A Scanner Darkly – Richard Linklanker

This is another movie that i have come across that uses the Rotoscoping technique.

Richard Linklater’s Walking Life (2001) is, even for such an unusual director, an unusual film. From the very beginning, the bizarre “Rotoscope” animation technique, (also used in A Scanner Darkly, 2006) jars the viewer, challenging us to take on the tension between the cartoon fabric of fantasy and the apparently ‘live action’ movements and articulations of the actors behind the art.


Walking Life (2001) – Richard Linklater

Waking Life is an American animated film (rotoscoped based on live action), directed by Richard Linklaster and released in 2001. The entire film was shot using digital video and then a team of artists using computers drew stylized lines and colors over each frame.

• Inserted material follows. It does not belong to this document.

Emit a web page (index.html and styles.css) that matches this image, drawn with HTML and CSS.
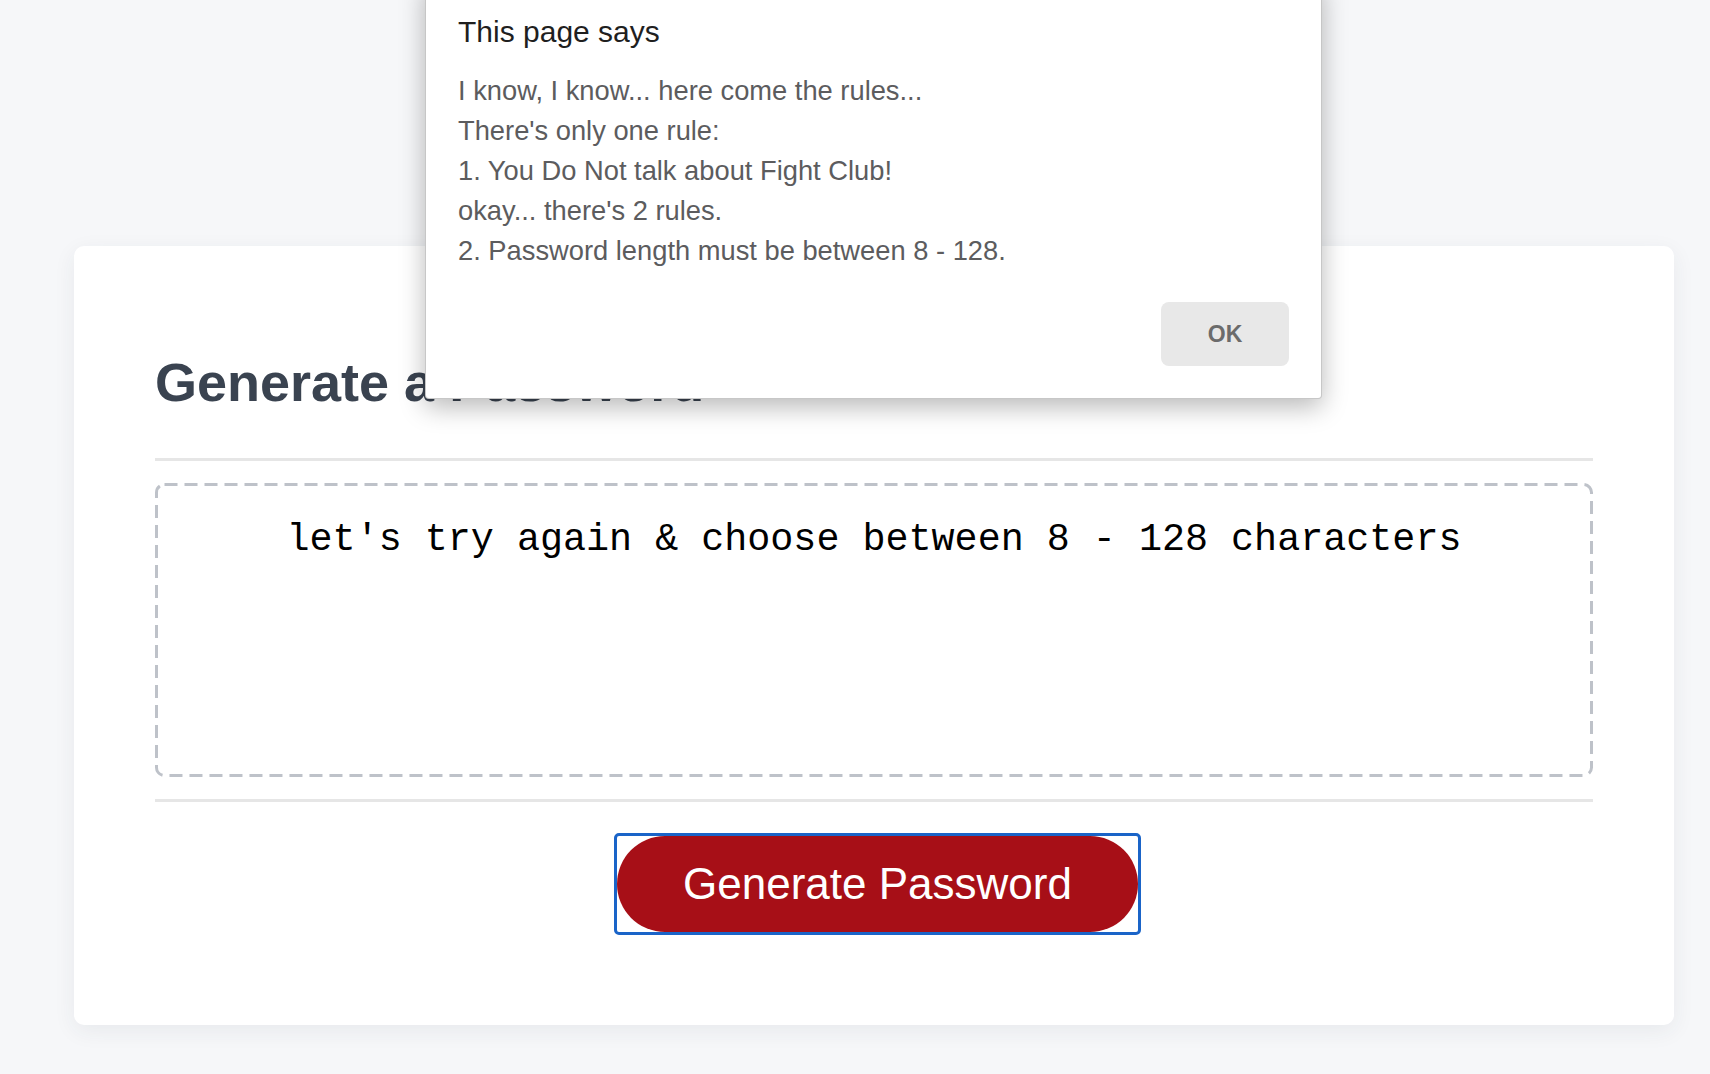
FILE: index.html
```html
<!DOCTYPE html>
<html lang="en">
<head>
<meta charset="utf-8">
<title>Password Generator</title>
<link rel="stylesheet" href="styles.css">
</head>
<body>
<main class="card">
  <h1 class="card-title">Generate a Password</h1>
  <hr class="rule">
  <div class="output-wrap">
    <textarea class="output" readonly>let's try again &amp; choose between 8 - 128 characters</textarea>
    <svg class="output-border" aria-hidden="true"><rect class="output-border-rect"/></svg>
  </div>
  <hr class="rule rule-bottom">
  <button class="generate" type="button"><span class="generate-pill">Generate Password</span></button>
</main>
<div class="dialog" role="alertdialog">
  <div class="dialog-title">This page says</div>
  <div class="dialog-body">
    <p class="dialog-line">I know, I know... here come the rules...</p>
    <p class="dialog-line">There's only one rule:</p>
    <p class="dialog-line">1. You Do Not talk about Fight Club!</p>
    <p class="dialog-line">okay... there's 2 rules.</p>
    <p class="dialog-line">2. Password length must be between 8 - 128.</p>
  </div>
  <div class="dialog-actions"><button class="dialog-ok" type="button">OK</button></div>
</div>
</body>
</html>
```

FILE: styles.css
```css
html, body {
  margin: 0;
  padding: 0;
}
body {
  background: #f6f7f9;
  font-family: "Liberation Sans", Arial, sans-serif;
  overflow: hidden;
  height: 1074px;
  position: relative;
}
.card {
  margin: 246px 0 0 74px;
  width: 1600px;
  height: 779px;
  box-sizing: border-box;
  padding: 103px 81px 90px;
  background: #fff;
  border-radius: 10px;
  box-shadow: 0 6px 22px rgba(40, 50, 70, 0.07);
  display: flex;
  flex-direction: column;
}
.card-title {
  margin: 0;
  font-size: 54px;
  line-height: 66px;
  font-weight: bold;
  color: #3a4350;
}
.rule {
  margin: 43px 0 0;
  height: 3px;
  border: none;
  background: #e6e6e6;
}
.output-wrap {
  position: relative;
  margin: 22px 0 0;
  height: 294px;
}
.output {
  display: block;
  width: 100%;
  height: 100%;
  box-sizing: border-box;
  padding: 36px 23px;
  border: none;
  border-radius: 8px;
  font-family: "Liberation Mono", "Courier New", monospace;
  font-size: 38.4px;
  line-height: 43px;
  color: #000;
  text-align: center;
  resize: none;
  overflow: hidden;
  background: #fff;
  outline: none;
}
.output-border {
  position: absolute;
  inset: 0;
  width: 100%;
  height: 100%;
  pointer-events: none;
  overflow: visible;
}
.output-border-rect {
  x: 1.5px;
  y: 1.5px;
  width: calc(100% - 3px);
  height: calc(100% - 3px);
  rx: 8px;
  ry: 8px;
  fill: none;
  stroke: #bec2c9;
  stroke-width: 3px;
  stroke-dasharray: 13 7;
}
.rule-bottom {
  margin-top: 22px;
}
.generate {
  display: block;
  margin: 31px 0 0 459px;
  width: 527px;
  height: 102px;
  box-sizing: border-box;
  padding: 0;
  border: 3px solid #1a64c8;
  border-radius: 5px;
  background: #fff;
  cursor: pointer;
}
.generate-pill {
  display: flex;
  align-items: center;
  justify-content: center;
  width: 100%;
  height: 100%;
  border-radius: 48px;
  background: #a70f17;
  color: #fff;
  font-family: "Liberation Sans", Arial, sans-serif;
  font-size: 44px;
}
.dialog {
  position: absolute;
  top: -20px;
  left: 425px;
  width: 897px;
  box-sizing: border-box;
  padding: 34px 32px 32px 32px;
  background: #fff;
  border: 1px solid rgba(0, 0, 0, 0.22);
  border-top: none;
  border-radius: 0 0 4px 4px;
  box-shadow: 0 8px 26px rgba(0, 0, 0, 0.28);
}
.dialog-title {
  font-size: 30px;
  line-height: 36px;
  color: #1f1f1f;
}
.dialog-body {
  margin-top: 21px;
}
.dialog-line {
  margin: 0;
  font-size: 27.3px;
  line-height: 40px;
  color: #5c5c5e;
}
.dialog-actions {
  margin-top: 31px;
  display: flex;
  justify-content: flex-end;
}
.dialog-ok {
  width: 128px;
  height: 64px;
  border: none;
  border-radius: 8px;
  background: #e8e8e8;
  color: #6b6b6b;
  font-family: "Liberation Sans", Arial, sans-serif;
  font-size: 23px;
  font-weight: bold;
  padding: 0;
}
```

Exploring Motion Graphics – Rebecca Gallagher & Andrea Moore Paldy

Page 34

There is only a small chapter based on rotoscoping in this book but it refers to an artist called RICHARD LINKLATERS movie called Walking Life.

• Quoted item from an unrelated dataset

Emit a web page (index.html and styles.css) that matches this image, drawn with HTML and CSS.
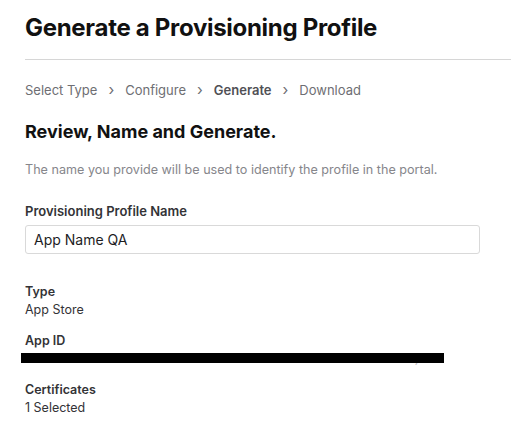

This is something i will explore a bit further.

The Animation Book – Kit Laybourne

Pages 162 – 170

The book states ” we recommend you look for short clips of live action that contain lots of movement. Consider these rotoscoping playgrounds: sports footage, dancing, action that forms a natural cycle. Common to these suggested sources is a complex physical action that is both eye-catching and really difficult to animate using traditional methods.”

Taking these reccomondations into consideration i feel that i may go down the route of choosing sports footage to rotoscope with as i am an avid football/soccer fan.

The book also provides a  useful case study of a Rotoscope project, showing how the rotoscope affect can be added using Photoshop and a simple Paint program. Its beneficial to have access and be able to clearly see how other people have gone about implementing this style of animation.

The main quote that i have took from the book is “ROTOSCOPING CAN YIELD ANIMATION THAT IS BREATHTAKINGLY BEAUTIFUL – AND EVEN QUITE ABSTRACT.” An inspiring quote for the project.

ROTOSCOPING – Benjamin Bratt

I bought this book last semester for help with the Robin Project, it wasn’t as helpful as i first thought as its more about tracking movement and editing frames of movies.

It is more useful in learning the origins of rotoscoping and the background of Fleischer studios. It also has a section where Benjamin Bratt discusses how to go about a rotoscoping project. He discusses keeping focused, eliminating bad habits, estimating a job time and pacing yourself through out a project.

From this information it seems that a Gantt Chart would be useful to plan time and keep the project moving at a steady pace and allow me to identify when each milestone is due to be completed.